American preacher (c. 1760–1810)

Henry Evans (c. 1760 – September 17, 1810) was an American free Black cobbler and Methodist preacher who lectured to enslaved Black people and built the first Methodist church in Fayetteville, North Carolina. He is considered to be the "father of Methodism" in the city as he brought the Methodist church to the area in the pre-Civil War era.

== Biography ==

=== Early life ===
Little is known about the life of Evans. Accounts of his life were detailed through the autobiographies of Methodist Episcopal bishop William Capers and Reverend James Jenkins during their visit to Fayetteville.

Henry Evans was born to free Black parents in 1760 in Virginia. He converted to Christianity and Methodism and was licensed to preach in that state at an early age. He was removed from Virginia and relocated to Doubs Chapel in what is now Forsyth County. He worked as a shoemaker there for about a year but decided to move to Charleston, South Carolina, to improve financially. While on his way there, he was detained in Fayetteville for a few days. During his time in jail, he noticed the lack of religious worship among his fellow Black people. Because of this, he stayed in Fayetteville and decided to become a preacher.

=== Career in preaching ===
Evans began to preach to his fellow Black people, but the town council prohibited his ability to preach. As a result, he moved out of town and went to the woods and continued to preach. He moved from place to place to escape mob violence by the local citizens, who took matters into their own hands after the council deemed that no law was violated. He persuaded others that his intentions were pure and "begged to be subjected to scrutiny of any surveillance" so that he could be allowed to preach.

Soon, people suspected Evans of preaching to their Black servants because they were behaving better than before, changing the opinions of the townspeople and allowing him to preach in town. Later, White people also joined to listen to his preachings and subsequently helped build a meeting house sometime before 1800. The meeting house was soon expanded with sheds to accommodate the increasing congregants of both races. The chapel was chartered as Evans Chapel in 1801.

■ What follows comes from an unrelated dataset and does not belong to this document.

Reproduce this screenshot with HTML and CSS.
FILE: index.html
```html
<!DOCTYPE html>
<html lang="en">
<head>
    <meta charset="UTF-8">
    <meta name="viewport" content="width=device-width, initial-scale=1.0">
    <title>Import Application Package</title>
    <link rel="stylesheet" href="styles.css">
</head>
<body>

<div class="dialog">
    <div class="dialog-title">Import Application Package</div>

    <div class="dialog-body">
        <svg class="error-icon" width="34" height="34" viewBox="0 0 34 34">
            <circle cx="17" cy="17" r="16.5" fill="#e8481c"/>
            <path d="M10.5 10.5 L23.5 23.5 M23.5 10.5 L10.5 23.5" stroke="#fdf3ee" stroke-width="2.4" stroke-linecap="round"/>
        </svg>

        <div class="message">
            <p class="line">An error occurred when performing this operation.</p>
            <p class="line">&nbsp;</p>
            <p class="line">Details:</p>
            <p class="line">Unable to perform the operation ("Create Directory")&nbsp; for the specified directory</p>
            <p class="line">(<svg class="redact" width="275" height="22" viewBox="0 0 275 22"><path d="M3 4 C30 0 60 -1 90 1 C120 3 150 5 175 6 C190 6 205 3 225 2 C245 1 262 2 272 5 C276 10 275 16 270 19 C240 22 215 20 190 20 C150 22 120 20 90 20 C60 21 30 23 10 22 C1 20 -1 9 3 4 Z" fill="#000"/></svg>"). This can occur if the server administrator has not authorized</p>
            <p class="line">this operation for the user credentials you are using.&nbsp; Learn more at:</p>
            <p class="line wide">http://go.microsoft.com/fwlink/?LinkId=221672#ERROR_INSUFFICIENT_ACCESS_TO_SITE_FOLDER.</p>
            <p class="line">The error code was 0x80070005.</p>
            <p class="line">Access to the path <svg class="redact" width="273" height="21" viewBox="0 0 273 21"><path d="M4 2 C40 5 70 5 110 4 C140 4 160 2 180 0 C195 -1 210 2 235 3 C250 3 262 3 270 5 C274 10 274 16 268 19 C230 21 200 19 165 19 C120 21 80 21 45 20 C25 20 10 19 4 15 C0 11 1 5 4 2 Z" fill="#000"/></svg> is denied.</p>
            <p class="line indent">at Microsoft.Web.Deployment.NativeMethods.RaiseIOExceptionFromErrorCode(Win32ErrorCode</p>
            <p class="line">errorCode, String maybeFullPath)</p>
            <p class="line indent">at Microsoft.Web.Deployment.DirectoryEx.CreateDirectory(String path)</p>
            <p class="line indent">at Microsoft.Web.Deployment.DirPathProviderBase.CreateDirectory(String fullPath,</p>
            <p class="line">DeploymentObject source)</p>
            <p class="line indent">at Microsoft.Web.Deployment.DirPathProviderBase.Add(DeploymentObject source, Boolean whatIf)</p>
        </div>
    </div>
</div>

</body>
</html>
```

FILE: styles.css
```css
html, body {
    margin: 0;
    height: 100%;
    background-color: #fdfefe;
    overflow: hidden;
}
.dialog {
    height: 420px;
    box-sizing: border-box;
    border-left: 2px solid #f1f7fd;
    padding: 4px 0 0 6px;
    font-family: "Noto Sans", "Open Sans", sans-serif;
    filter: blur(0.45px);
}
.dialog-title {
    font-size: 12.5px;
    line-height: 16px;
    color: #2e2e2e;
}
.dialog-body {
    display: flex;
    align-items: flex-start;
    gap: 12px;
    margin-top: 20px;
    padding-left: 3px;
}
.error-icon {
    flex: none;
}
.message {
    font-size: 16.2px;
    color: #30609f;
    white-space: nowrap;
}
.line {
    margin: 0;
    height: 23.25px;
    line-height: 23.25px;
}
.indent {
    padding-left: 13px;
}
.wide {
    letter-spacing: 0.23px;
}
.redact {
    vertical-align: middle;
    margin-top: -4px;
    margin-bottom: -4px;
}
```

Capers claimed that Evans never spoke to a White man with his hat down and never sat in their homes. He also wore clothes that were appropriate for Black people at that time. Lyerly, in her analysis of the experience of Black people in the Methodist church, stated that Evans's actions can be seen as acceptance of the racial hierarchy or as examples of what a Black leader had to do to survive in the South.

=== Death and legacy ===
Evans died on September 17, 1810 and was buried under the chancel of the meeting house. The Evans Metropolitan AME Zion Church was built on the site of Evans Chapel in 1893 and was named after Evans. The North Carolina Highway Historical Marker Program built a marker in Cumberland County in 1977 dedicated to Evans, which reads:

Free black cobbler & minister. Built first Methodist church in Fayetteville. Died 1810. Buried 2 blocks north.

William Capers considered him to be the "father of the Methodist church, white and black, in Fayetteville, and the best preacher of his time in that quarter", likening him to a "Boanerges", a surname given by Jesus to James and John due to their temper. Lyerly claimed that Capers was torn between his respect for Evans and his racism, due to his contradictory portrayal of Evans's personality as humble as well as challenging racial norms. Lyerly also acknowledged Evans's efforts to keep the meeting house open despite racist threats and prohibition, saying that he was not a tool for White authority.